Fig. 16: Transformer housing after coating with RTV silicone.

Summary & Conclusions

Degradation of the surface of polymeric housings on instrument transformers was observed during routine maintenance. Degradation typically took the form of a hard surface layer up to 250 μm in thickness. The surface with this hard layer had become either hydrophilic or much less hydrophobic than when new. Follow-up inspection indicated that degree of degradation was not dependent on duration in service. Moreover, degradation of the same type of apparatus from the same producer and the having the same time in service was different from one transformer to the next – even at the same substation. This degradation had to be caused by some combination of environmental conditions (e.g. pollution, UV, etc.) and/or variations in the properties of the polymeric housing material (e.g. composition of different batches) or changes in manufacturing processes. In most cases, the hard surface layer cracked only when sheds were subjected to bending. Moreover, if the thick, hard degraded layer occurred uniformly along the top and bottom surfaces, sheds lost elasticity and even small bending led to cracking.


If a housing has sufficient creepage distance, service performance and reliability of apparatus with surface degradation (but with no spontaneous cracking) would not be immediately affected. Spontaneous development of cracks, e.g. on the housing trunk, and/or flaking of the degraded surface layer were observed on only some transformer housings. Under such degradation, performance of the apparatus could decrease and measures to restore reliability would have to be considered.

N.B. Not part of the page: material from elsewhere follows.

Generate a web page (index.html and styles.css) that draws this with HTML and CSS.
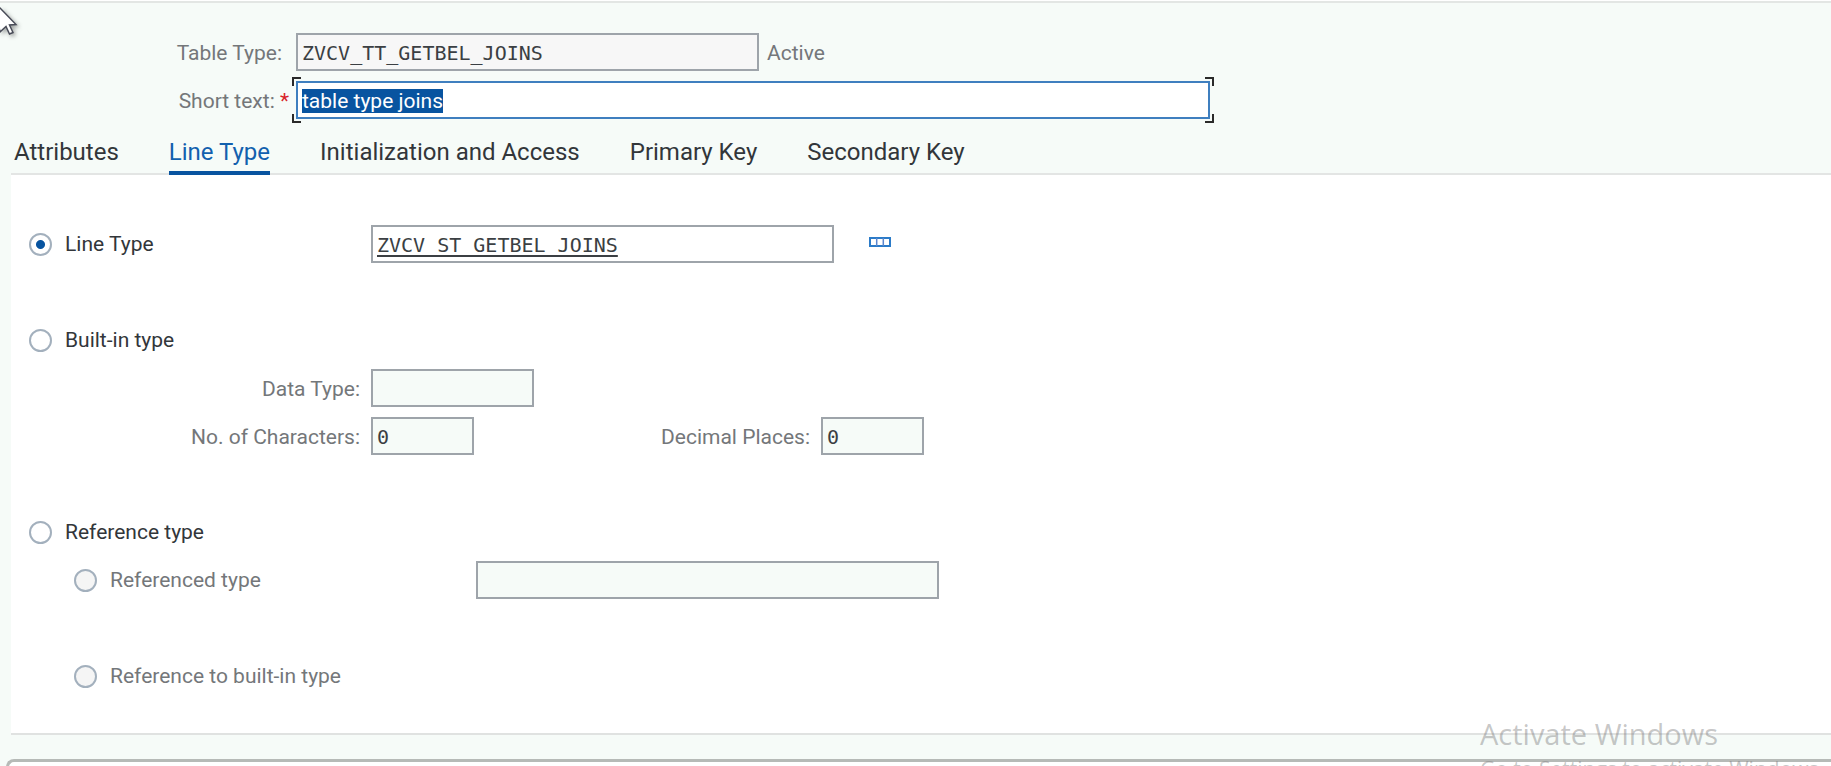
FILE: index.html
```html
<!DOCTYPE html>
<html lang="en">
<head>
<meta charset="utf-8">
<title>Table Type</title>
<link rel="stylesheet" href="styles.css">
</head>
<body>
<main class="page">
  <form class="header">
    <div class="header-row">
      <label class="label header-label" for="table-type">Table Type:</label>
      <input class="field field-long field-readonly" id="table-type" type="text" value="ZVCV_TT_GETBEL_JOINS" readonly>
      <span class="status">Active</span>
    </div>
    <div class="header-row">
      <label class="label header-label" for="short-text">Short text: <span class="required">*</span></label>
      <div class="focus-frame">
        <input class="field field-focus" id="short-text" type="text" value="table type joins" required>
        <i class="corner corner-tl"></i><i class="corner corner-tr"></i><i class="corner corner-bl"></i><i class="corner corner-br"></i>
      </div>
    </div>
  </form>
  <nav class="tabs">
    <button class="tab" type="button">Attributes</button>
    <button class="tab tab-active" type="button">Line Type</button>
    <button class="tab" type="button">Initialization and Access</button>
    <button class="tab" type="button">Primary Key</button>
    <button class="tab" type="button">Secondary Key</button>
  </nav>
  <form class="panel">
    <div class="row">
      <label class="choice choice-main"><input class="radio" type="radio" name="kind" checked>Line Type</label>
      <input class="field field-long field-link" type="text" aria-label="Line type name" value="ZVCV_ST_GETBEL_JOINS">
      <button class="icon-button" type="button" aria-label="Structure">
        <svg width="22" height="10" viewBox="0 0 22 10" fill="none" stroke="#2b7bc8" stroke-width="2"><path d="M1 1h20v8H1z"/><path stroke-width="1.5" stroke="#5a86cf" d="M7.7 1v8M14.3 1v8"/></svg>
      </button>
    </div>
    <div class="row row-spaced">
      <label class="choice"><input class="radio" type="radio" name="kind">Built-in type</label>
    </div>
    <div class="row">
      <label class="label detail-label" for="data-type">Data Type:</label>
      <input class="field field-medium field-off" id="data-type" type="text" readonly>
    </div>
    <div class="row">
      <label class="label detail-label" for="chars">No. of Characters:</label>
      <input class="field field-short field-off" id="chars" type="text" value="0" readonly>
      <label class="label decimal-label" for="decimals">Decimal Places:</label>
      <input class="field field-short field-off" id="decimals" type="text" value="0" readonly>
    </div>
    <div class="row row-spaced">
      <label class="choice"><input class="radio" type="radio" name="kind">Reference type</label>
    </div>
    <div class="row row-nested">
      <label class="choice choice-nested"><input class="radio radio-off" type="radio" name="ref" disabled>Referenced type</label>
      <input class="field field-long field-off" type="text" aria-label="Referenced type name" readonly>
    </div>
    <div class="row row-nested row-spaced">
      <label class="choice choice-nested"><input class="radio radio-off" type="radio" name="ref" disabled>Reference to built-in type</label>
    </div>
  </form>
  <section class="message-bar"></section>
  <aside class="watermark">
    <div class="watermark-title">Activate Windows</div>
    <div class="watermark-text">Go to Settings to activate Windows.</div>
  </aside>
  <svg class="cursor" width="24" height="32" viewBox="0 0 24 32"><path d="M-5 1L0 1L16 17.500L9.500 18L13 25.500L9.500 27L6 19.500L0 25z" fill="#fff" stroke="#484b57" stroke-width="1.500"/></svg>
</main>
<script src="script.js"></script>
</body>
</html>
```
FILE: styles.css
```css
* { box-sizing: border-box; }

body {
  margin: 0;
  background: #f6fbf8;
  color: #32363a;
  font-family: Roboto, Inter, sans-serif;
  font-size: 21px;
}

.page {
  position: relative;
  display: flex;
  flex-direction: column;
  height: 100vh;
  overflow: hidden;
  border-top: 1px solid #fff;
}

.header {
  border-top: 2px solid #e3e6e4;
  padding-top: 25px;
}

.header-row,
.row {
  display: flex;
  align-items: center;
  height: 48px;
}

.label { padding-top: 2px; color: #74777a; text-align: right; white-space: nowrap; }
.header-label { width: 296px; padding-right: 14px; }
.header-label:has(.required) { padding-right: 7px; }
.required { color: #d8232a; }
.status { padding: 2px 0 0 8px; color: #74777a; }

.field {
  height: 38px;
  padding: 2px 4px 0;
  border: 2px solid #9ea4aa;
  border-radius: 0;
  outline: 0;
  background: #fff;
  color: #3b3f43;
  font-family: "DejaVu Sans Mono", monospace;
  font-size: 20px;
}

.field-long { width: 463px; }
.field-medium { width: 163px; }
.field-short { width: 103px; }
.field-readonly { background: #f7f7f7; }
.field-off { background: #f6fbf8; }
.field-link {
  text-decoration: underline;
  text-decoration-skip-ink: none;
  text-underline-offset: 3px;
}

.focus-frame { position: relative; width: 914px; }
.field-focus {
  display: block;
  width: 100%;
  border-color: #3f7fbf;
  font-family: inherit;
  font-size: 21px;
}
.field-focus::selection { background: #0854a0; color: #fff; }

.corner {
  position: absolute;
  width: 9px;
  height: 9px;
  border: 0 solid #2a2a2a;
}
.corner-tl { top: -4px; left: -4px; border-width: 2px 0 0 2px; }
.corner-tr { top: -4px; right: -4px; border-width: 2px 2px 0 0; }
.corner-bl { bottom: -4px; left: -4px; border-width: 0 0 2px 2px; }
.corner-br { bottom: -4px; right: -4px; border-width: 0 2px 2px 0; }

.tabs {
  display: flex;
  gap: 50px;
  height: 51px;
  margin-left: 11px;
  padding-left: 3px;
  border-bottom: 2px solid #e3e5e4;
}

.tab {
  height: 51px;
  padding: 8px 0 0;
  border: 0;
  border-bottom: 4px solid transparent;
  background: none;
  color: #32363a;
  font-family: inherit;
  font-size: 24px;
  white-space: nowrap;
}
.tab-active { border-color: #0854a0; color: #1260ae; }

.panel {
  margin-left: 11px;
  padding: 45px 0 33px 18px;
  border-bottom: 2px solid #e0e2e1;
  background: #fff;
}

.row-spaced { margin-top: 48px; }
.row-nested { padding-left: 45px; }

.choice {
  display: flex;
  align-items: center;
  gap: 13px;
  white-space: nowrap;
}
.choice-main { width: 342px; }
.choice-nested { width: 402px; color: #74777a; }

.radio {
  appearance: none;
  width: 23px;
  height: 23px;
  margin: 0;
  border: 2px solid #a3b0bd;
  border-radius: 50%;
  background: #fff;
}
.radio:checked { background: radial-gradient(circle, #0854a0 4px, #fff 5px); }
.radio-off { background: #f5f5f5; }

.icon-button {
  display: flex;
  margin-left: 35px;
  padding: 0 0 4px;
  border: 0;
  background: none;
}

.detail-label { width: 342px; padding-right: 11px; }
.decimal-label { width: 347px; padding-right: 11px; }

.message-bar {
  flex: 1 0 40px;
  margin: 24px 0 0 6px;
  border: 3px solid #b6bab7;
  border-width: 3px 0 0 3px;
  border-radius: 8px 0 0 0;
  background: #fff;
}

.watermark {
  position: absolute;
  top: 714px;
  left: 1480px;
  color: rgba(120, 120, 120, 0.42);
  font-family: "Open Sans", "Noto Sans", sans-serif;
  white-space: nowrap;
}
.watermark-title { font-size: 29px; line-height: 38px; }
.watermark-text { font-size: 21px; line-height: 32px; }

.cursor {
  position: absolute;
  top: 6px;
  left: 0;
  filter: drop-shadow(2px 2px 2px rgba(0, 0, 0, 0.35));
}
```
FILE: script.js
```js
const shortText = document.getElementById("short-text");
shortText.focus();
shortText.select();
```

Applying an RTV silicone coating to polymeric housings with a high degree of degradation (e.g. marked by spontaneous development of cracks on the insulator trunk) is one way to increase reliability. The coating can be sprayed directly onto the cleaned, degraded housing, without need for prior application of primer. The RTV material fills the surface cracks and restores hydrophobicity of the previously degraded polymeric housing but cannot restore elasticity to sheds.